Ease. Connection. A gripping tale. What could be better?

Since Harry Potter came into our lives, there’s often laughter in our house in the mornings – deep, connecting, mother/daughter laughter. Before I start rushing Ava to eat her breakfast, brush her teeth and get in the car, we giggle, cuddle and engage in lengthy strategy sessions of how Harry can exact revenge on the cruel Professor Snape.

I was as surprised as my daughter to discover Harry Potter’s myriad charms. I had never succumbed to Harry Potter mania when the books were de rigueur reading. My sister and niece were rabid fans; I had little interest in finding out what the fascination was for myself. Ava had even less interest. I originally pressured her into reading Harry Potter and the Sorcerer’s Stone; the rest is family history.

Ava and I have our own secret language indecipherable by my husband and our younger daughter. When Ava yells, “Accio Mama,” I understand she’s conjuring me for a hug. When she whispers, “You’re meaner than Malfoy,” I hear her (and ignore this monumental insult). When she off-handedly announces, “I’m doing arithmancy for my math homework,” I smile before calling her bluff.  This morning, during my drill sergeant routine of “Brush your teeth, get your shoes on, grab your lunch, go, go, go,” she calmly and generously replied, “No, Mom, I won’t. I am not under your ‘imperious curse.’”

God, I mean Harry Potter, I love that kid.

What will we do when we’re through the Harry Potter series? Suggestions?

Perhaps there is an equally riveting book series with a heroine who listens attentively to every request her mother makes, dutifully caries out those requests with a pleasant disposition and even manages an occasional “Thanks, Mom.”

Truth is, I wouldn’t trade my rebellious little witch for a Stepford child any day. I am, however, willing to meditate on the idea …

Ms. Rowling, my family salutes you. Should you ever again find yourself destitute or in search of a new career path, consider touting Harry Potter’s mythical powers as a parenting tool.
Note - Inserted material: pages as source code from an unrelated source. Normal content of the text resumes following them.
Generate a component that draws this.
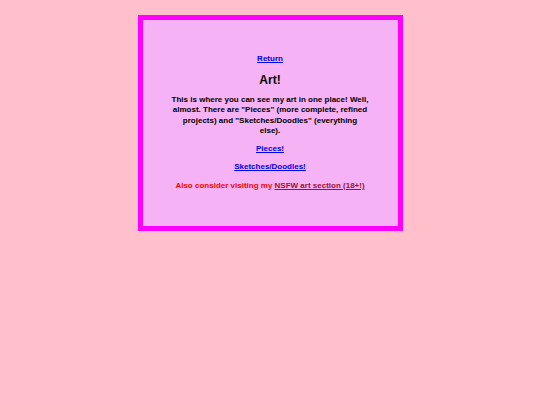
export default function App() {
  return (
    <div className="min-h-[405px] bg-[#ffc0cb] pt-[15px] font-['Liberation_Sans',sans-serif] font-bold">
      <div className="mx-auto w-[265px] h-[216px] border-[5px] border-[#ff00ff] bg-[#f5b3f5] px-[26px] pt-[34px] text-center text-[8px] leading-[10.5px] text-black">
        <p>
          <a href="#" className="text-[#0000ee] underline">Return</a>
        </p>
        <h1 className="mt-[8px] text-[12px] leading-[14px]">Art!</h1>
        <p className="mt-[8px]">
          This is where you can see my art in one place! Well, almost. There are "Pieces" (more complete, refined projects) and "Sketches/Doodles" (everything<br />else).
        </p>
        <p className="mt-[7px]">
          <a href="#" className="text-[#0000ee] underline">Pieces!</a>
        </p>
        <p className="mt-[8px]">
          <a href="#" className="text-[#0000ee] underline">Sketches/Doodles!</a>
        </p>
        <p className="mt-[8px] text-[#ff0000]">
          Also consider visiting my <a href="#" className="text-[#a01030] underline">NSFW art section (18+!)</a>
        </p>
      </div>
    </div>
  )
}
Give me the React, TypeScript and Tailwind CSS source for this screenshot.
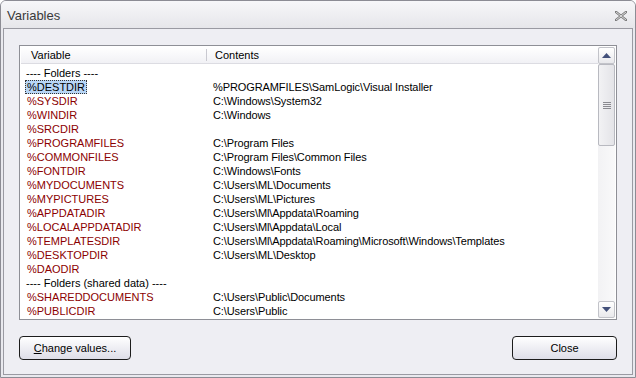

I’ll happily provide your first testimonial.

*Note:  In case you missed the announcement, Amazon will soon offer all seven books in the Harry Potter series as free downloads in its Kindle Lending Library.

Are You Fully Utilizing Your Le Creuset Cookware?

Alternate Use for Your Le Creuset!

Today I learned that my indispensable Le Creuset stockpot has myriad uses beyond a batch of Cinco de Mayo-inspired chicken tortilla soup. I also learned that jealousy is as insidious and painful to an eight-year-old as to her middle-aged mom. Ava is struggling with jealousy of her little sister, Rhys. She’s jealous of the attention Rhys gets, jealous of my husband and my tendency to drop everything to minister to Rhys’ needs and whims, jealous of the free pass Rhys gets on some three-year-old behavior that Ava would never get away with at age eight and jealous of the “isn’t she adorable” comments showered on Rhys by nearly everyone, including my husband and me.

Ava has been letting us know that she is feeling angry, hurt and left out. Ugh! Why didn’t I read (or even open) that sibling rivalry book I borrowed from the library umpteen times over the past three years? I could be an expert by now. Instead, after an angry outburst from Ava tonight over the unfairness of having an “annoying” younger sister, I first chose to argue Ava’s reality. I was determined to convince her that she was wrong – Rhys does not get special treatment – what about all the attention Ava gets?! Life isn’t fair, my pretty! (Insert wicked cackle here).

Helpful, right? I love it when someone tries to talk me out of my feelings and denies my experience. It certainly makes me feel better and feel so much closer to the other person. Truly one of my more nuanced child-rearing strategies!

After more than a few deep breaths and a mommy time out, I realized it was time for an apology and a re-do.

I remembered how often my feelings mirror Ava’s (“mirror, mirror on the wall” …). Just tonight during a dinner party I felt jealous of a good friend who I experience lighting up every gathering she attends. Even little children (and squirrels and birds and the occasional singing mouse) flock to her side and call her name (interestingly enough, not Snow White). In comparison (always a death sentence for me), tonight I felt like a nobody, definitely down several notches on some imagined ladder of self-worth. Apparently, Ava and I have a lot in common. Sometimes this “like mother like daughter” stuff isn’t fair sucks!

I decided to come clean with Ava and tell her how much I relate to her experience. I explained how I feel jealous also and tell myself that everyone likes my friend better. Then I feel lousy about myself. Ava and I decided the little voices in our heads that tell us we are less than someone else are lying, at least for tonight. We decided we deserve kinder thoughts and would put those mean thoughts away for the night. Literally. Away. Ava decided our trusty Le Creuset stockpot would make a sturdy receptacle for our nasty thoughts.

Amidst giggles and hugs, we took turns crumpling up those soul-crushing “less than” thoughts and tossing them under the stockpot’s hefty lid. Ava agreed there was no way those buggers were getting out tonight! Ava enjoyed the show I made of struggling to keep our pernicious thoughts in the pot as they tried to gain sanctuary once again in our brains. I enjoyed her. Isn’t that what this parenting thing is all about?

And Le Creuset execs, perhaps you’ll want to promote your products’ uncanny ability to contain green-eyed monsters … and bring a mom and daughter closer.